Golnaz Arastoopour Irgens, assistant professor of learning sciences and co-principal investigator on the project, said much of what the pop-up looks like will be determined by work done in partnership with the schools, as the skills embedded and even the learning environment can be customized to meet student needs.
“The goal is to start with the kids and the community and design something that meets their needs,” Arastoopour Irgens said. “Teachers, parents and community members know their students’ strengths and needs best, and they know what is possible. While we have an idea and solid direction of what we hope to do, we will work closely with the teachers to co-create and then modify the curriculum as needed when we first implement it.”
Shanna Hirsch, assistant professor of special education and co-principal investigator on the project, has a background focusing on research-based strategies for students with high incidence disabilities such as those with learning disabilities or emotional-behavioral disorders. Thanks to her expertise, the research project will also factor in the needs of this student population.
Hirsch said the researchers are incorporating an instructional framework called Universal Design for Learning. This framework optimizes learning for all students including those with disabilities.
“This framework engages students by changing both the learning environment and providing students with choices about how they prefer to learn,” Hirsch said. “It allows them to express and demonstrate their learning in different ways.”
Matthew Madison, faculty member from the University of Georgia will play a crucial role in quantitative research methods that will allow findings to be generalized to other populations of teachers and students.
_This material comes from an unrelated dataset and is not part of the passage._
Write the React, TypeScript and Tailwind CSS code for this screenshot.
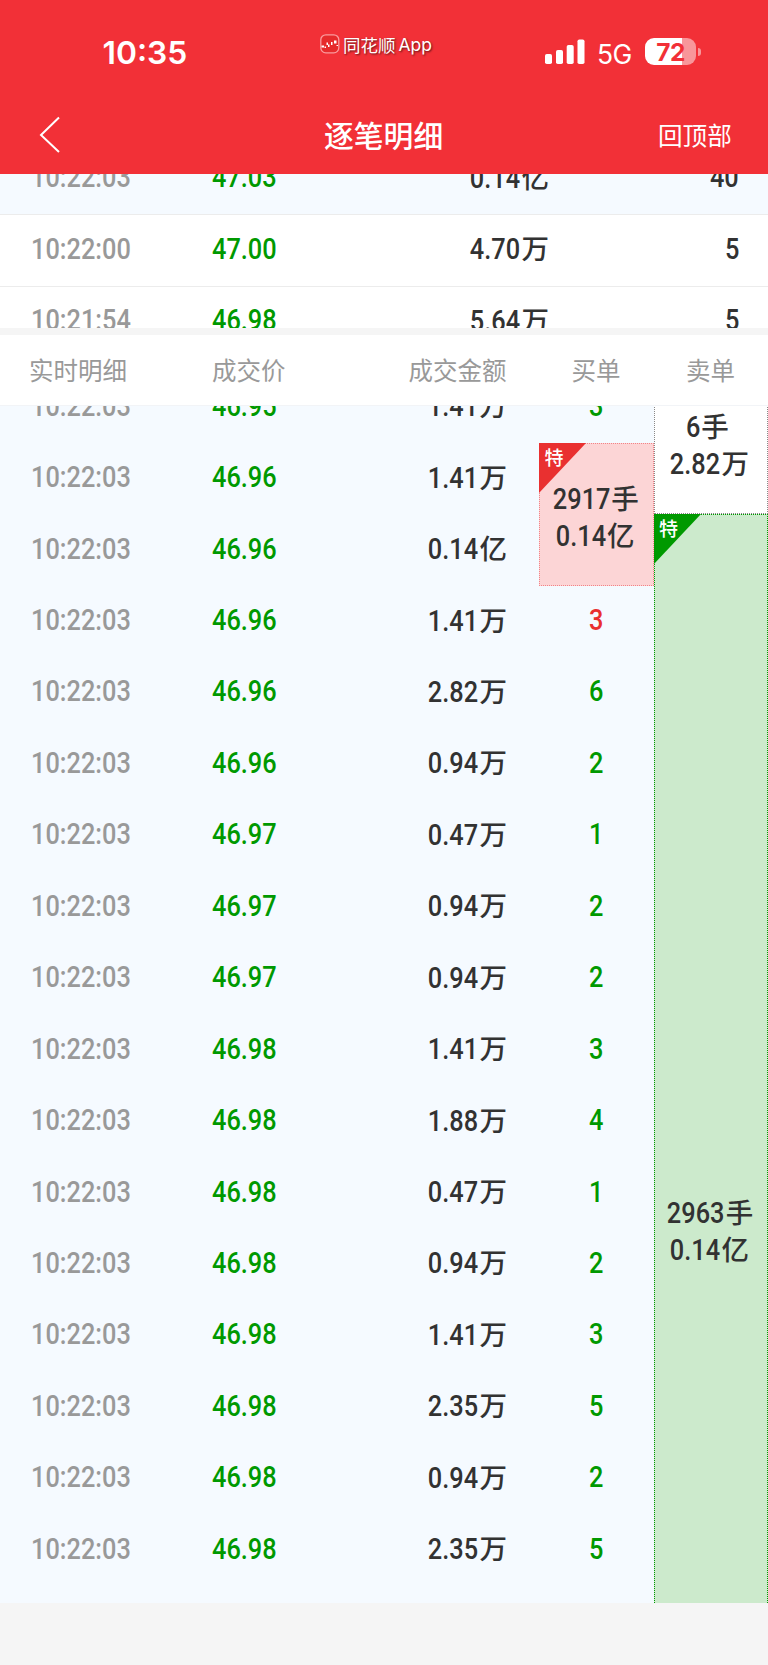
import type { ReactNode } from "react";
import clsx from "clsx";

type Trade = {
  time: string;
  price: string;
  amount: string;
  unit: string;
  buy?: string;
  up?: boolean;
};

const summary = [
  { time: "10:22:03", price: "47.03", amount: "0.14", unit: "亿", qty: "40" },
  { time: "10:22:00", price: "47.00", amount: "4.70", unit: "万", qty: "5" },
  { time: "10:21:54", price: "46.98", amount: "5.64", unit: "万", qty: "5" },
];

const trades: Trade[] = [
  { time: "10:22:03", price: "46.95", amount: "1.41", unit: "万", buy: "3" },
  { time: "10:22:03", price: "46.96", amount: "1.41", unit: "万" },
  { time: "10:22:03", price: "46.96", amount: "0.14", unit: "亿" },
  { time: "10:22:03", price: "46.96", amount: "1.41", unit: "万", buy: "3", up: true },
  { time: "10:22:03", price: "46.96", amount: "2.82", unit: "万", buy: "6" },
  { time: "10:22:03", price: "46.96", amount: "0.94", unit: "万", buy: "2" },
  { time: "10:22:03", price: "46.97", amount: "0.47", unit: "万", buy: "1" },
  { time: "10:22:03", price: "46.97", amount: "0.94", unit: "万", buy: "2" },
  { time: "10:22:03", price: "46.97", amount: "0.94", unit: "万", buy: "2" },
  { time: "10:22:03", price: "46.98", amount: "1.41", unit: "万", buy: "3" },
  { time: "10:22:03", price: "46.98", amount: "1.88", unit: "万", buy: "4" },
  { time: "10:22:03", price: "46.98", amount: "0.47", unit: "万", buy: "1" },
  { time: "10:22:03", price: "46.98", amount: "0.94", unit: "万", buy: "2" },
  { time: "10:22:03", price: "46.98", amount: "1.41", unit: "万", buy: "3" },
  { time: "10:22:03", price: "46.98", amount: "2.35", unit: "万", buy: "5" },
  { time: "10:22:03", price: "46.98", amount: "0.94", unit: "万", buy: "2" },
  { time: "10:22:03", price: "46.98", amount: "2.35", unit: "万", buy: "5" },
];

// Narrow figures, the way the quote font draws them
function Num({ children, className }: { children: ReactNode; className?: string }) {
  return (
    <span
      className={clsx(
        "inline-block scale-x-[0.88] font-['Roboto','Liberation_Sans',sans-serif] text-[28.8px] font-medium leading-[37px]",
        className
      )}
    >
      {children}
    </span>
  );
}

function Value({ num, unit }: { num: string; unit: string }) {
  return (
    <span className="inline-flex h-[37px] items-baseline whitespace-nowrap font-medium text-[#323232]">
      <Num className="origin-right">{num}</Num>
      <span className="ml-px text-[27.5px] leading-[37px]">{unit}</span>
    </span>
  );
}

function StatusBar() {
  return (
    <div className="flex h-[104px] items-start text-white">
      <div className="w-[320px] pl-[102.500px] pt-[33px] font-['Inter',sans-serif] text-[31.8px] font-semibold leading-[40px]">
        10:35
      </div>
      <div className="flex w-[224px] items-center pt-[33px]">
        <svg width="20" height="20" viewBox="0 0 20 20" className="mr-[3px] -mt-0.5">
          <rect x="0.8" y="0.8" width="18" height="18" rx="5" fill="#e62a2c" stroke="#fa9a9d" strokeWidth="1.3" />
          <path d="M1.500 11.500h2.500v2H1.500zM4.500 12.500h1.500v1.500H4.500zM6.500 8.500H8v2.500H6.500zM8 10.500h1.500v2.500H8zM11 8h1.500v3H11zM14 6.500h2.500v3H14zM16.500 11h1.500v1h-1.500z" fill="#fff" />
        </svg>
        <span className="text-[17.5px] leading-6 [text-shadow:1px_1px_2px_rgba(0,0,0,0.6)]">同花顺</span>
        <span className="ml-[3px] font-['Inter',sans-serif] text-[17.5px] leading-6 [text-shadow:1px_1px_2px_rgba(0,0,0,0.6)]">
          App
        </span>
      </div>
      <svg width="41" height="26" viewBox="0 0 41 26" className="mt-[39px]" fill="#fff">
        <rect x="1" y="15" width="7" height="10" rx="1.8" />
        <rect x="12" y="11" width="7" height="14" rx="1.8" />
        <rect x="22.700" y="6" width="7" height="19" rx="1.8" />
        <rect x="33.500" y="0.500" width="7" height="24.500" rx="1.8" />
      </svg>
      <span className="ml-3 mt-[34px] w-[48px] font-['Inter',sans-serif] text-[26.5px] leading-[40px] tracking-[-0.5px]">
        5G
      </span>
      <div className="mt-[38px] flex h-[27px] w-[51px] items-center justify-center rounded-[9px] bg-linear-to-r from-white from-73% to-[#f8969a] to-73% pt-0.5 font-['Inter',sans-serif] text-[24.5px] font-bold tracking-[-0.5px] text-[#f23037]">
        72
      </div>
      <div className="ml-0.5 mt-[48px] h-[8px] w-[3px] rounded-r-full bg-[#f8969a]" />
    </div>
  );
}

function NavBar() {
  return (
    <div className="flex h-[70px] items-start text-white">
      <svg width="30" height="40" viewBox="0 0 30 40" fill="none" stroke="#fff" strokeWidth="2" className="ml-9 mt-[11px]">
        <path d="M23 2.500L5 20l18 17" />
      </svg>
      <h1 className="ml-[258px] mt-[10px] w-[334px] text-[29.8px] font-medium leading-[40px]">逐笔明细</h1>
      <button className="mt-[10px] text-[24.6px] leading-[40px]">回顶部</button>
    </div>
  );
}

type BlockProps = {
  lots: string;
  amount: string;
  unit: string;
  tagColor?: string;
  className?: string;
};

function OrderBlock({ lots, amount, unit, tagColor, className }: BlockProps) {
  return (
    <div className={clsx("relative flex shrink-0 flex-col items-center justify-center border border-dotted pr-[9px] pt-[3px]", className)}>
      {tagColor && (
        <div className="absolute -left-px -top-px">
          <svg width="47" height="50" viewBox="0 0 47 50">
            <path d="M0 0h47L0 50z" fill={tagColor} />
          </svg>
          <span className="absolute left-[5.500px] top-0 text-[19px] font-medium leading-[28px] text-white">特</span>
        </div>
      )}
      <Value num={lots} unit="手" />
      <Value num={amount} unit={unit} />
    </div>
  );
}

export default function App() {
  return (
    <div className="flex h-[1665px] w-[768px] flex-col overflow-hidden bg-[#f5f5f5] font-['Noto_Sans_CJK_SC',sans-serif]">
      <header className="h-[174px] shrink-0 bg-[#f23037]">
        <StatusBar />
        <NavBar />
      </header>

      <section className="h-[154px] shrink-0 overflow-hidden bg-white">
        <div className="-mt-[30px]">
          {summary.map((row, i) => (
            <div
              key={row.time}
              className={clsx("flex h-[71.45px] items-center border-b border-[#ececec] pb-[3px]", i === 0 && "bg-[#f5faff]")}
            >
              <div className="w-[212px] pl-[30.500px]">
                <Num className="origin-left text-[#999]">{row.time}</Num>
              </div>
              <div className="w-[120px]">
                <Num className="origin-left text-[#090]">{row.price}</Num>
              </div>
              <div className="flex w-[217px] justify-end pb-[3px]">
                <Value num={row.amount} unit={row.unit} />
              </div>
              <div className="w-[190px] text-right">
                <Num className="origin-right text-[#323232]">{row.qty}</Num>
              </div>
            </div>
          ))}
        </div>
      </section>

      <div className="mt-[7px] flex h-[70px] shrink-0 items-center bg-white text-[24.5px] text-[#999]">
        <span className="w-[212px] pl-[29px]">实时明细</span>
        <span className="w-[120px]">成交价</span>
        <span className="w-[174.500px] text-right">成交金额</span>
        <span className="w-[114px] text-right">买单</span>
        <span className="w-[114.500px] text-right">卖单</span>
      </div>

      <section className="h-[198px] shrink-0 grow overflow-hidden border-t border-[#f2f4f7] bg-[#f5faff]">
        <div className="-mt-[34.5px] flex">
          <div className="w-[539px]">
            {trades.map((row, i) => (
              <div key={i} className="flex h-[71.45px] items-center pb-[2px]">
                <div className="w-[212px] pl-[30.500px]">
                  <Num className="origin-left text-[#999]">{row.time}</Num>
                </div>
                <div className="w-[120px]">
                  <Num className="origin-left text-[#090]">{row.price}</Num>
                </div>
                <div className="flex w-[175px] justify-end pb-[3px]">
                  <Value num={row.amount} unit={row.unit} />
                </div>
              </div>
            ))}
          </div>

          <div className="flex w-[114.500px] flex-col">
            {trades.map((row, i) => {
              if (i === 1) {
                return (
                  <OrderBlock
                    key={i}
                    lots="2917"
                    amount="0.14"
                    unit="亿"
                    tagColor="#e93030"
                    className="h-[142.9px] border-[#f28488] bg-[#fcd5d6]"
                  />
                );
              }
              if (!row.buy) return null;
              return (
                <div key={i} className="flex h-[71.45px] shrink-0 items-center justify-center pb-[2px]">
                  <Num className={row.up ? "text-[#e93030]" : "text-[#090]"}>{row.buy}</Num>
                </div>
              );
            })}
          </div>

          <div className="flex w-[114.500px] flex-col">
            <OrderBlock lots="6" amount="2.82" unit="万" className="h-[142.9px] border-[#888] bg-white" />
            <OrderBlock
              lots="2963"
              amount="0.14"
              unit="亿"
              tagColor="#009900"
              className="h-[1429px] border-[#090] bg-[#cceacc]"
            />
          </div>
        </div>
      </section>

      <footer className="h-[62px] shrink-0 bg-[#f5f5f5]" />
    </div>
  );
}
The research team has already been busy working with partners to identify community issues, student interests and local resources to help support the learning. The award will run for three years, so the research team is essentially just getting started, but Herro can see the potential for benefits outside of those directly involved in the research project.
Throughout the life of the project, the team plans to share the pop-ups online and at conferences and workshops, making them freely available for others to customize after they implement, test and revise them in classrooms. Herro said the team foresees the development of between 12 and 16 modules that can be shared and customized by the end of the project.
“It’s truly exciting to have the team of researchers that we have devoted to this project because it means we’re being as inclusive with this research as possible while ensuring that our findings won’t just benefit the schools in which we’re working,” Herro said. “We’re hopeful to see their impact felt in rural and urban areas far beyond those in South Carolina.”